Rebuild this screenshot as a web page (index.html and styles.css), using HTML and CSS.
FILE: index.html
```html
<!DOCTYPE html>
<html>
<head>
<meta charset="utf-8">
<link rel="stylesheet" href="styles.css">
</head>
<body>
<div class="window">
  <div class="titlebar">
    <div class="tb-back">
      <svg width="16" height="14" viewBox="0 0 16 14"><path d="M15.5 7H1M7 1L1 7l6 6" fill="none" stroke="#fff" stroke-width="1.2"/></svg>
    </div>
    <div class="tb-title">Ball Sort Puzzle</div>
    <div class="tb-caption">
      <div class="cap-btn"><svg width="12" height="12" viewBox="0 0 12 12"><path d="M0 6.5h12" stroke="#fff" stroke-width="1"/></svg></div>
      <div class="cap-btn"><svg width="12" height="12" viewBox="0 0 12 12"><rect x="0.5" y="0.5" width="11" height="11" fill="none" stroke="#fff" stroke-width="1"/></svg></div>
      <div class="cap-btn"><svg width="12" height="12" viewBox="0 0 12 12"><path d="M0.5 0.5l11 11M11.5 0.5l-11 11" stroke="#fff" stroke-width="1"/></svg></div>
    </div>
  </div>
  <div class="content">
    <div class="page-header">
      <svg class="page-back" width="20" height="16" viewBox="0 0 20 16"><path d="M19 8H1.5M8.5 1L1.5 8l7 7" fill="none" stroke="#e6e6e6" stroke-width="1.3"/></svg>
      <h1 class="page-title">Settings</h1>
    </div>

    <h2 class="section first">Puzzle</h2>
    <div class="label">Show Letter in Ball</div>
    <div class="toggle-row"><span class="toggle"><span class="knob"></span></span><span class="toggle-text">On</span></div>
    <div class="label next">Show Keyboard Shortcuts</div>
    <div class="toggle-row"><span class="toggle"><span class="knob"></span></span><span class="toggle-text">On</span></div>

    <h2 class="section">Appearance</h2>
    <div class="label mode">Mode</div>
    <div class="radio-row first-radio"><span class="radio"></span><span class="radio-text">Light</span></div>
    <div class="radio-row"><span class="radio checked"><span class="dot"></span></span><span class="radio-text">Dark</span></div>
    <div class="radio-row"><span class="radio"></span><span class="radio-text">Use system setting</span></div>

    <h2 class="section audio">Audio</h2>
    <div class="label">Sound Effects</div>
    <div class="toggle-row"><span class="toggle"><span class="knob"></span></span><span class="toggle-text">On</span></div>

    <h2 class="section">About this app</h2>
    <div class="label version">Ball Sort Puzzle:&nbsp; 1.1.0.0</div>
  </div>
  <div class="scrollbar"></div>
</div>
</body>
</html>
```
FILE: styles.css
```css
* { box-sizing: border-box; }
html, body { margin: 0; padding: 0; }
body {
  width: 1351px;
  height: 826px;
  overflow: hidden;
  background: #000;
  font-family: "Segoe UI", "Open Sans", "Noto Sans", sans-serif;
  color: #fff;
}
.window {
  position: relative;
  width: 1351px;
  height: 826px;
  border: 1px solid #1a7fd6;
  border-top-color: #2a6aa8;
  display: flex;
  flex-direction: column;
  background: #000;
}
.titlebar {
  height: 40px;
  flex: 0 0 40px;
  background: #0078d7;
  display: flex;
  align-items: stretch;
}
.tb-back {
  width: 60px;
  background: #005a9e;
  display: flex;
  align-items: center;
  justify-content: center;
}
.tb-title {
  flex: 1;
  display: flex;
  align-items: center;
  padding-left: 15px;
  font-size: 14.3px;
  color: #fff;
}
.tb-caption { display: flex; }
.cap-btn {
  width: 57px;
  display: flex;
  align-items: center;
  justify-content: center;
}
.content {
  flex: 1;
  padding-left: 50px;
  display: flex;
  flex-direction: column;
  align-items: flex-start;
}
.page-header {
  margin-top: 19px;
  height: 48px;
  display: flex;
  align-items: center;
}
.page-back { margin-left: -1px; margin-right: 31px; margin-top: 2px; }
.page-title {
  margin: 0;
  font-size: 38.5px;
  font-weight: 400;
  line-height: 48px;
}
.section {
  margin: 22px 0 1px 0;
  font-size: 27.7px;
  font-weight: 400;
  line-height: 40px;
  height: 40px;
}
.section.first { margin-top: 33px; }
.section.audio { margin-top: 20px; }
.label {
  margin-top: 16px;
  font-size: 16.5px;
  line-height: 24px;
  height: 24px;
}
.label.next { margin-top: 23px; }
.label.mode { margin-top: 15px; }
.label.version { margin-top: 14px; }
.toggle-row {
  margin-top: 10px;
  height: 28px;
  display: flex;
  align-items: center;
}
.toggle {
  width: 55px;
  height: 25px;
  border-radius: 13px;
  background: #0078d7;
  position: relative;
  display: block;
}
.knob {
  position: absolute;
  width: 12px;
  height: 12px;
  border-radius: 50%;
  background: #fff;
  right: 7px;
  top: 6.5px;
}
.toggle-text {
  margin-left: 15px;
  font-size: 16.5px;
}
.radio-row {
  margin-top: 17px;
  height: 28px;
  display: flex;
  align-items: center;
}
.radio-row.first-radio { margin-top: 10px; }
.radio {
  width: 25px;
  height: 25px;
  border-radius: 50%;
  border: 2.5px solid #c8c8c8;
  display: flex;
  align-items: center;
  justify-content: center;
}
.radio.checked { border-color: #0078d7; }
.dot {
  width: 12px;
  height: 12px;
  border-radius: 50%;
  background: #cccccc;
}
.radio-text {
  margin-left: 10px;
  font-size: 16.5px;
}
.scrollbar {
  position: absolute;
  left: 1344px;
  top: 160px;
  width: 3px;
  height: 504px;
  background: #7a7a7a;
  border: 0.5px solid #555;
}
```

> [Problem requirements] Copy the material above verbatim.

> [Written solution]
Rebuild this screenshot as a web page (index.html and styles.css), using HTML and CSS.
FILE: index.html
```html
<!DOCTYPE html>
<html>
<head>
<meta charset="utf-8">
<link rel="stylesheet" href="styles.css">
</head>
<body>
<div class="window">
  <div class="titlebar">
    <div class="tb-back">
      <svg width="16" height="14" viewBox="0 0 16 14"><path d="M15.5 7H1M7 1L1 7l6 6" fill="none" stroke="#fff" stroke-width="1.2"/></svg>
    </div>
    <div class="tb-title">Ball Sort Puzzle</div>
    <div class="tb-caption">
      <div class="cap-btn"><svg width="12" height="12" viewBox="0 0 12 12"><path d="M0 6.5h12" stroke="#fff" stroke-width="1"/></svg></div>
      <div class="cap-btn"><svg width="12" height="12" viewBox="0 0 12 12"><rect x="0.5" y="0.5" width="11" height="11" fill="none" stroke="#fff" stroke-width="1"/></svg></div>
      <div class="cap-btn"><svg width="12" height="12" viewBox="0 0 12 12"><path d="M0.5 0.5l11 11M11.5 0.5l-11 11" stroke="#fff" stroke-width="1"/></svg></div>
    </div>
  </div>
  <div class="content">
    <div class="page-header">
      <svg class="page-back" width="20" height="16" viewBox="0 0 20 16"><path d="M19 8H1.5M8.5 1L1.5 8l7 7" fill="none" stroke="#e6e6e6" stroke-width="1.3"/></svg>
      <h1 class="page-title">Settings</h1>
    </div>

    <h2 class="section first">Puzzle</h2>
    <div class="label">Show Letter in Ball</div>
    <div class="toggle-row"><span class="toggle"><span class="knob"></span></span><span class="toggle-text">On</span></div>
    <div class="label next">Show Keyboard Shortcuts</div>
    <div class="toggle-row"><span class="toggle"><span class="knob"></span></span><span class="toggle-text">On</span></div>

    <h2 class="section">Appearance</h2>
    <div class="label mode">Mode</div>
    <div class="radio-row first-radio"><span class="radio"></span><span class="radio-text">Light</span></div>
    <div class="radio-row"><span class="radio checked"><span class="dot"></span></span><span class="radio-text">Dark</span></div>
    <div class="radio-row"><span class="radio"></span><span class="radio-text">Use system setting</span></div>

    <h2 class="section audio">Audio</h2>
    <div class="label">Sound Effects</div>
    <div class="toggle-row"><span class="toggle"><span class="knob"></span></span><span class="toggle-text">On</span></div>

    <h2 class="section">About this app</h2>
    <div class="label version">Ball Sort Puzzle:&nbsp; 1.1.0.0</div>
  </div>
  <div class="scrollbar"></div>
</div>
</body>
</html>
```
FILE: styles.css
```css
* { box-sizing: border-box; }
html, body { margin: 0; padding: 0; }
body {
  width: 1351px;
  height: 826px;
  overflow: hidden;
  background: #000;
  font-family: "Segoe UI", "Open Sans", "Noto Sans", sans-serif;
  color: #fff;
}
.window {
  position: relative;
  width: 1351px;
  height: 826px;
  border: 1px solid #1a7fd6;
  border-top-color: #2a6aa8;
  display: flex;
  flex-direction: column;
  background: #000;
}
.titlebar {
  height: 40px;
  flex: 0 0 40px;
  background: #0078d7;
  display: flex;
  align-items: stretch;
}
.tb-back {
  width: 60px;
  background: #005a9e;
  display: flex;
  align-items: center;
  justify-content: center;
}
.tb-title {
  flex: 1;
  display: flex;
  align-items: center;
  padding-left: 15px;
  font-size: 14.3px;
  color: #fff;
}
.tb-caption { display: flex; }
.cap-btn {
  width: 57px;
  display: flex;
  align-items: center;
  justify-content: center;
}
.content {
  flex: 1;
  padding-left: 50px;
  display: flex;
  flex-direction: column;
  align-items: flex-start;
}
.page-header {
  margin-top: 19px;
  height: 48px;
  display: flex;
  align-items: center;
}
.page-back { margin-left: -1px; margin-right: 31px; margin-top: 2px; }
.page-title {
  margin: 0;
  font-size: 38.5px;
  font-weight: 400;
  line-height: 48px;
}
.section {
  margin: 22px 0 1px 0;
  font-size: 27.7px;
  font-weight: 400;
  line-height: 40px;
  height: 40px;
}
.section.first { margin-top: 33px; }
.section.audio { margin-top: 20px; }
.label {
  margin-top: 16px;
  font-size: 16.5px;
  line-height: 24px;
  height: 24px;
}
.label.next { margin-top: 23px; }
.label.mode { margin-top: 15px; }
.label.version { margin-top: 14px; }
.toggle-row {
  margin-top: 10px;
  height: 28px;
  display: flex;
  align-items: center;
}
.toggle {
  width: 55px;
  height: 25px;
  border-radius: 13px;
  background: #0078d7;
  position: relative;
  display: block;
}
.knob {
  position: absolute;
  width: 12px;
  height: 12px;
  border-radius: 50%;
  background: #fff;
  right: 7px;
  top: 6.5px;
}
.toggle-text {
  margin-left: 15px;
  font-size: 16.5px;
}
.radio-row {
  margin-top: 17px;
  height: 28px;
  display: flex;
  align-items: center;
}
.radio-row.first-radio { margin-top: 10px; }
.radio {
  width: 25px;
  height: 25px;
  border-radius: 50%;
  border: 2.5px solid #c8c8c8;
  display: flex;
  align-items: center;
  justify-content: center;
}
.radio.checked { border-color: #0078d7; }
.dot {
  width: 12px;
  height: 12px;
  border-radius: 50%;
  background: #cccccc;
}
.radio-text {
  margin-left: 10px;
  font-size: 16.5px;
}
.scrollbar {
  position: absolute;
  left: 1344px;
  top: 160px;
  width: 3px;
  height: 504px;
  background: #7a7a7a;
  border: 0.5px solid #555;
}
```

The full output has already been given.